Getting the dependency declarations right – and maintaining them – won’t be easy.
For starters, it turns out we don’t currently have a canonical list of modules in the standard library. (Building Python and looking doesn’t count; you’d need to do it on all platforms/configurations. Docs don’t count either; there are plenty of undocumented internal modules like _socket.)
If you’d like to help with creating such a list, let me know. It would help with PEP 534, which aims to split the stdlib into “mandatory” and “optional” parts. (That could also be a first step toward a more modular stdlib.)

I’m not sure what permissions are needed, but I split it off anyway. (If you do have permissions, then you do it by clicking the wrench icon on the right side of the thread view, then clicking “select posts”.)

Thanks, I requested a split-off by flagging the first post yesterday.
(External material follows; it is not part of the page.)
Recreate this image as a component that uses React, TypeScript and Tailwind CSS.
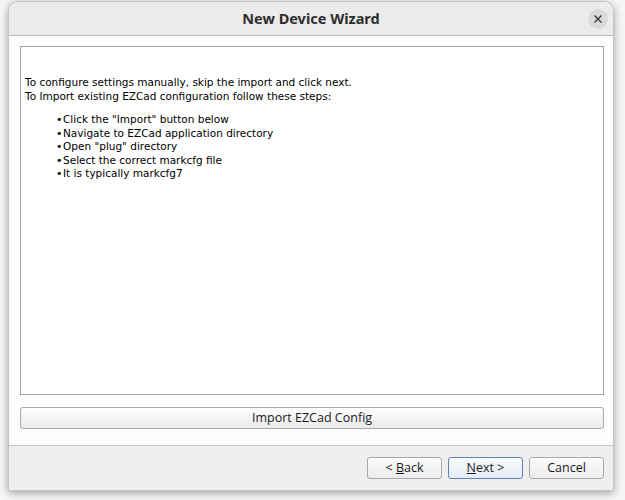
import React from "react";

const bullets = [
  'Click the "Import" button below',
  "Navigate to EZCad application directory",
  'Open "plug" directory',
  "Select the correct markcfg file",
  "It is typically markcfg7",
];

function WizButton({ children, primary }: { children: React.ReactNode; primary?: boolean }) {
  return (
    <button
      className={
        primary
          ? "h-[22px] w-[75px] rounded-[3px] border border-[#5b84b8] bg-gradient-to-b from-[#f7fafd] to-[#e6edf5] text-[12.5px] text-[#1a1a1a]"
          : "h-[22px] w-[75px] rounded-[3px] border border-[#a9a9a9] bg-gradient-to-b from-[#fdfdfd] to-[#ebebeb] text-[12.5px] text-[#1a1a1a]"
      }
      style={{ fontFamily: '"Open Sans", "Noto Sans", sans-serif' }}
    >
      {children}
    </button>
  );
}

export default function App() {
  return (
    <div className="h-[500px] w-[625px] overflow-hidden bg-[#f6f6f6] pl-[8px] pt-[1px]">
      <div className="flex h-[490px] w-[606px] flex-col overflow-hidden rounded-t-[10px] border border-[#c4c4c4] bg-white shadow-[0_2px_9px_rgba(0,0,0,0.35)]">
        {/* title bar */}
        <div className="relative flex h-[34px] shrink-0 items-center justify-center border-b border-[#b9b9b9] bg-[#ebebeb]">
          <span
            className="text-[14.5px] font-bold text-[#2e2e2e]"
            style={{ fontFamily: '"Noto Sans", "Open Sans", sans-serif' }}
          >
            New Device Wizard
          </span>
          <div className="absolute right-[5px] top-[7px] flex h-[20px] w-[20px] items-center justify-center rounded-full bg-[#dadada]">
            <svg width="8" height="8" viewBox="0 0 8 8">
              <path d="M0.5 0.5 L7.5 7.5 M7.5 0.5 L0.5 7.5" stroke="#333" strokeWidth="1.3" />
            </svg>
          </div>
        </div>

        {/* body */}
        <div className="flex flex-col bg-[#fdfdfd] pl-[11px] pr-[9px] pt-[10px]">
          <div
            className="h-[349px] border border-[#a3a3a3] bg-white pl-[4px] pt-[29px] text-[10.5px] leading-[13.5px] text-black"
            style={{ fontFamily: '"DejaVu Sans", sans-serif' }}
          >
            <div>To configure settings manually, skip the import and click next.</div>
            <div>To Import existing EZCad configuration follow these steps:</div>
            <ul className="mt-[10px] pl-[31px]">
              {bullets.map((b) => (
                <li key={b} className="flex">
                  <span className="mr-[1px] w-[6px] text-[11px]">•</span>
                  <span>{b}</span>
                </li>
              ))}
            </ul>
          </div>
          <button
            className="mt-[12px] h-[22px] rounded-[3px] border border-[#a9a9a9] bg-gradient-to-b from-[#fdfdfd] to-[#ebebeb] text-[12.5px] text-[#1a1a1a]"
            style={{ fontFamily: '"Open Sans", "Noto Sans", sans-serif' }}
          >
            Import EZCad Config
          </button>
          <div className="h-[16px]" />
        </div>

        {/* footer */}
        <div className="flex flex-1 items-start justify-end gap-[6px] border-t border-[#c4c4c4] bg-[#efefef] pr-[9px] pt-[11px]">
          <WizButton>
            &lt; <span className="underline">B</span>ack
          </WizButton>
          <WizButton primary>
            <span className="underline">N</span>ext &gt;
          </WizButton>
          <WizButton>Cancel</WizButton>
        </div>
      </div>
    </div>
  );
}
I don’t have permission to split off the thread myself.

So far the split is based on the names in the un-built Lib/ directory.

The next step will be to generate dependencies between modules based on static analysis. https://github.com/dhellmann/python-stdlib-dependencies is promising. This kind of dependency metadata would be re-built automatically with SCons whenever Lib/ changed. I also considered subtracting sys.modules (before import x) from sys.modules (after import x). For the use case of subsetting Python the goal would be to generate the list of required dependencies instead of an exhaustive list.

After that you’d want to keep a folder with diffs or additions to be combined with the automatically discovered metadata. For example a rule to package a module together with its internal underscore-prefixed implementation. Or a link to the docs.

Longer term Lib/ itself could be a build product created from packages. If you wanted it to look as it does today, have an installer that puts the *.dist-info in a separate metadata folder to keep track of what’s installed so far without adding clutter.

We’ve found this similar effort in another discussion. They split the stdlib but not into wheels. Need a pull request with this against nonstdlib. https://git.openembedded.org/openembedded-core/tree/meta/recipes-devtools/python/python3/python3-manifest.json

It’s a little embarrassing but we did get everyone to stop using the distutils features that don’t package very well in wheels; I guess it was easier for them than contributing to packaging; egg did a similar feat years before. So I think it is doable for better or for worse. A game developer will want to redistribute your library. They will submit a pull request “please include this bit of extra metadata”, and so it goes. The payoff would be better support for Python applications as opposed to using the Python interpreter as an application.

I think most of the extra metadata would be the responsibility of the application developer instead of the library developers. Imagine something like py2exe but during the entire development process instead of at the end. When you run your application, the subset of Python you’re not planning to depend upon would be hidden. Then you would be continuously ready to redistribute however much of Python when it is time to share the program.

The imagined tool would be optional, like virtualenv.

Since you might already get a subset of the standard library if you are using a Linux distribution, it could be surprisingly helpful to make it official.

I’m sorry, I find it hard to follow what you are writing, jumping from things that happened in the past (I don’t recall the details and you don’t provide them) to hypotheticals.

But I realized I don’t mind as long you require the extra work only for apps who want to use your accelerated Python implementation.

Who will produce a version of pip that can operate in an environment that doesn’t contain the stdlib? It could add the stdlib to sys.path to run, but only search for dist-info on the original paths.

I like the energy and goals here, but I think a more incremental approach (like Ruby did) is more likely to be acceptable to other devs and users, and therefore be more effective in the end.

I’m interested in the extreme case. The necessary artifacts will be useful for regular users too. A no-standard-lib pip is also a not-reinstalled-in-each-venv pip.

1 Like

Hmm…

pip currently gets information about where to install, from the running interpreter and environment. Changing this up, to get information from an independent environment, will likely require more work than just vendoring stdlib stuff in or whatnot.
Unless, you’re suggesting having pip sit outside site-packages or something to that effect.

1 Like

poetry does it. In fact it seems to implement most of the ideas required for a bold new packaging vision. It presents as a standalone application that manages the virtualenv applications wind up in, and it manages its own dependencies in a novel way.

There’s nothing technically unviable to implement a package manager that runs outside of an environment, but the amount of modification to transform pip into that is so much that you’d basically rewrite the whole thing. I’d say it’s better to start fresh if you really want that (I would love such an implementation FWIW), rather than trying to reshape a square peg that is pip into the out-of-env round hole.

You would need a stub that added itself to PYTHONPATH to run under the target environment. It could be as much as running the whole pip under the target Python but not leaving it there, or something that reported back only with the dependencies and paths in the target env. There’s already been a lot of work getting pip to do isolated builds. It might be easier than you think.

You are right. If it gets information from independent environment instead of running than it may create more issues for virtual env users.